There’s nothing particularly ominous about the shadow economy – at least, not the one Professor Schneider measures. He doesn’t include illegal activities like drug trafficking or counterfeiting. The transactions he looks at involve the legal production of goods and services that are not taxed and may violate labor laws.

Ironically, as recession shrinks the official economy, the informal one is growing.

“People have less ability to earn money in the official economy. They work in the shadow economy,” Schneider says. “It will grow this year by 5 percent, at least,” in the US.

 

Along Malcolm X Boulevard, street commerce is thriving. Vendors of incense, books, and nuts – many of whom have the proper licenses – line the sidewalks on a sunny day. One Harlem vendor is working doubly hard, dodging pedestrians as he runs with his cart along the street.

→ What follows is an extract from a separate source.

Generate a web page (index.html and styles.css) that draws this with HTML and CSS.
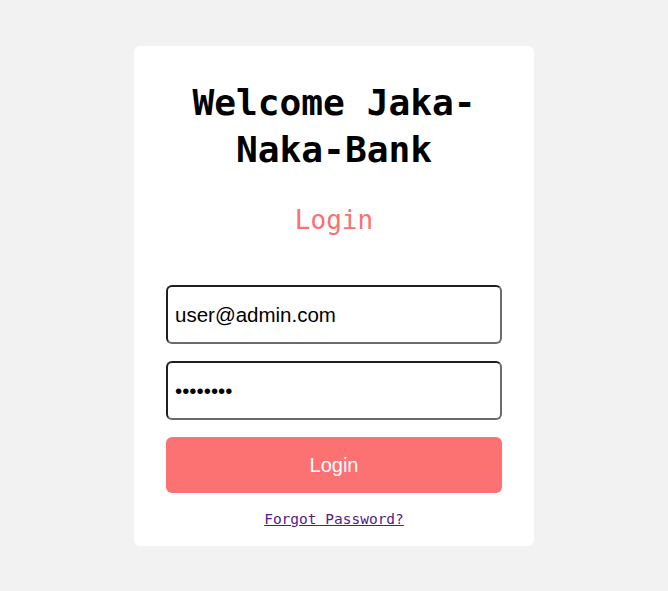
FILE: index.html
```html
<!DOCTYPE html>
<html lang="en">
<head>
<meta charset="utf-8">
<title>Login</title>
<link rel="stylesheet" href="styles.css">
</head>
<body>
<div class="card">
  <h1 class="title">Welcome Jaka-Naka-Bank</h1>
  <h2 class="subtitle">Login</h2>
  <form class="form">
    <input class="field" type="email" value="user@admin.com">
    <input class="field" type="password" value="password">
    <button class="btn" type="button">Login</button>
  </form>
  <a class="forgot" href="#">Forgot Password?</a>
</div>
</body>
</html>
```
FILE: styles.css
```css
html, body {
  margin: 0;
  padding: 0;
}
body {
  background: #f2f2f2;
  min-height: 591px;
  display: flex;
  justify-content: center;
  align-items: flex-start;
}
.card {
  box-sizing: border-box;
  width: 400px;
  height: 500px;
  margin-top: 46px;
  background: #fff;
  border-radius: 6px;
  padding: 33px 32px 0;
  display: flex;
  flex-direction: column;
  align-items: stretch;
}
.title {
  margin: 0;
  font-family: "DejaVu Sans Mono", monospace;
  font-weight: bold;
  font-size: 36.2px;
  line-height: 47px;
  text-align: center;
  color: #000;
}
.subtitle {
  margin: 32px 0 0;
  font-family: "DejaVu Sans Mono", monospace;
  font-weight: normal;
  font-size: 26px;
  line-height: 30px;
  text-align: center;
  color: #fb7070;
}
.form {
  margin-top: 50px;
  display: flex;
  flex-direction: column;
  gap: 17px;
}
.field {
  box-sizing: border-box;
  height: 59px;
  width: 100%;
  margin: 0;
  padding: 0 7px;
  border: 2px solid;
  border-color: #1f1f1f #6b6b6b #6b6b6b #1f1f1f;
  border-radius: 6px;
  font-family: "Liberation Sans", Arial, sans-serif;
  font-size: 20.5px;
  color: #000;
  background: #fff;
  outline: none;
}
.btn {
  height: 56px;
  border: none;
  border-radius: 6px;
  background: #fc7171;
  color: #fff;
  font-family: "Liberation Sans", Arial, sans-serif;
  font-size: 20px;
  cursor: pointer;
}
.forgot {
  margin-top: 18px;
  align-self: center;
  font-family: "DejaVu Sans Mono", monospace;
  font-size: 14.5px;
  color: #551a8b;
}
```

Why won’t he pick a corner and stop, like the licensed street carts? He has to stay on foot to avoid the police, he yells as he passes. Inside his cart: packages of white tube socks.

The positive view of such vendors is that informal work provides a space for entrepreneurship.

That fits with the findings of Robert Fairlie, an economist at the University of California at Santa Cruz. When he calculated his most recent “index of entrepreneurial activity” for 2008, he found an uptick in business creation in the US – but only at the lowest income levels.